Monday, July 21, 2008

U TURN


The Only thing that I can remember is that I was in my darkest hour. I’ve been through a lot of struggles and this time I’m losing my war. I was about to drop my sword and ready to give up but not until my superior put me in a place where I can rest and be cured.

It was Sunday of 2005 when it happens. I was not in a mood to be ushered by any crowd; I just want to be alone. Well, actually I’ve been alone for how many months… or maybe year! And I’m used to be like that ever since. Before I loved to mingle with my church friends, have conversation about God, fellowship. But people change, so am I. I’m not that same person anymore. I hate to be with these people, it makes me sick. I called them “plastic” and I see them as plastic.

I don’t trust anybody I only trust my self. I felt that I was in a dark place at that moment but I just ignored it. No one understands me, even my family and friends can’t comprehend what I’ve been going through. Yes I was alone. I chose to be alone. Although I’m okay outside but inside I was drowning, I was wounded, I was bleeding… I am dying.

For years I gave up reading the bible, for almost a year I stop praying and talking to God and this year I was planning to quit attending church. I lose all my interest in these things the passion is negative zero.

My Christian mentor invited me to have lunch out to the mall. They’ve just called me through my cell phone and said that my sister is with them. They said that they are going to wait for me in a resto inside the mall so even though I don’t want to go I can’t say no. I treat them as my second family that’s why I can’t resist them.



So I went there to meet with them. I was clueless on what’s going to happen in that afternoon, I only knew that it’s all about lunch and that’s it. But unfortunately, it’s about church thing that I don’t want to talk about. They said that after we finished our food we are going to a youth service in brick road. “Not again!” I said to myself, I’m tired of church hopping… I’ve been through different churches for the past few months and years, I think it’s time to rest.

At that moment I feel that I’ve been cornered by a huge walls and I can’t run.
Honestly I want to make some reasons not to be with them but it’s too obvious. No matter what I do there’s still no escape. Little that I know that it was God’s hand that is moving, chasing me and bringing me back to his arms and comfort.

As we move closer to the church, I’m thinking about my previous experiences in our past churches. It was painful, a big wave for a small boat that crashed its way onto the shore. “I’ll just give it a try, “I said. If it doesn’t work well I think it’s the last.
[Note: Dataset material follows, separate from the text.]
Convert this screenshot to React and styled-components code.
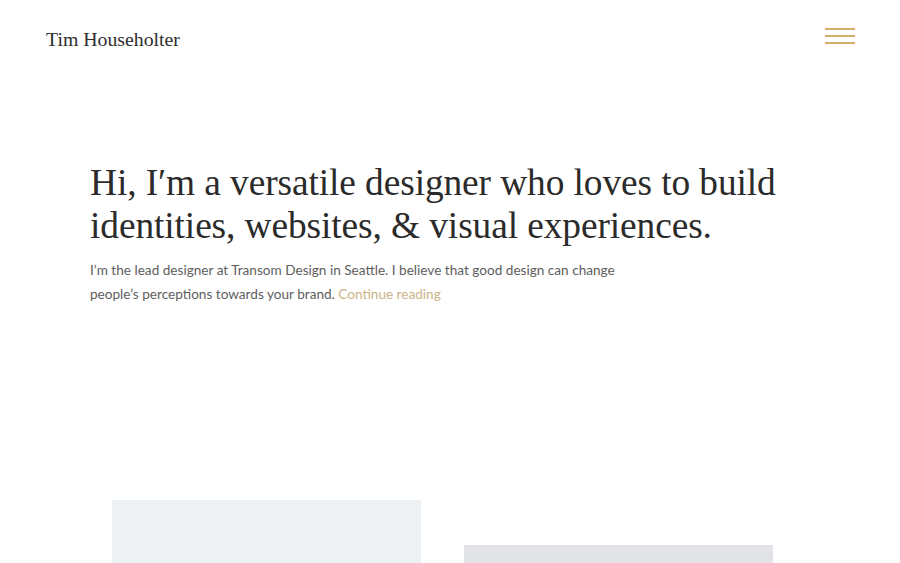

The setting is a lot more different in my previous experience. Yes it’s totally different! “It is a big church” I said. But I think it’s not for us, it’s obvious that this church is for wealthy people, I will be having a hard time coping up with this people if we became a member of this church. I set aside all my anxiety at that moment and tried to be positive as I shake the hands of the church leaders.

After the long exchange of hand shakes, at last I found my niche. As we wait till the program start, I observed every person from the farthest place to the closest I’ve got. And I just wonder what if I’m one of them? How does it feel?




At last the program start, as the band plays it amazes me how they worship God. I worship God before but not like this and little by little I got encourage through the songs. As I sing praises to God, I never felt anything like this before. I feel like I was a plant who is nurtured again and for the very first time I cried as I sing praises to my maker. I felt His hand comforting me like a father saying don’t worry my son you’ll be okay, I’m here for you, you are not alone, I love you.

God it was a revival! I feel that my wounds are healed and little by little I was swept away from the darkness into light. And as I hear the preacher preach I feel that my soul is being fed like a baby. The fire that once burned out is now restored.

For almost a year being quiet to God, in that moment I talk to Him through prayer. I said “Lord I’ve been through a lot of troubles please give me rest. And when the time comes that you need me I’ll be available, used me. “And it happened.



Matthew 11
28 Come unto me, all ye that labour and heavy laden, and I will give you rest.
29 Take my yoke upon you, and learn of me; for I am meek and lowly in heart: and ye shall find rest unto your souls.
30 For my yoke is easy, and my burden is light.

When you think you are headed in the wrong direction God allows u turn!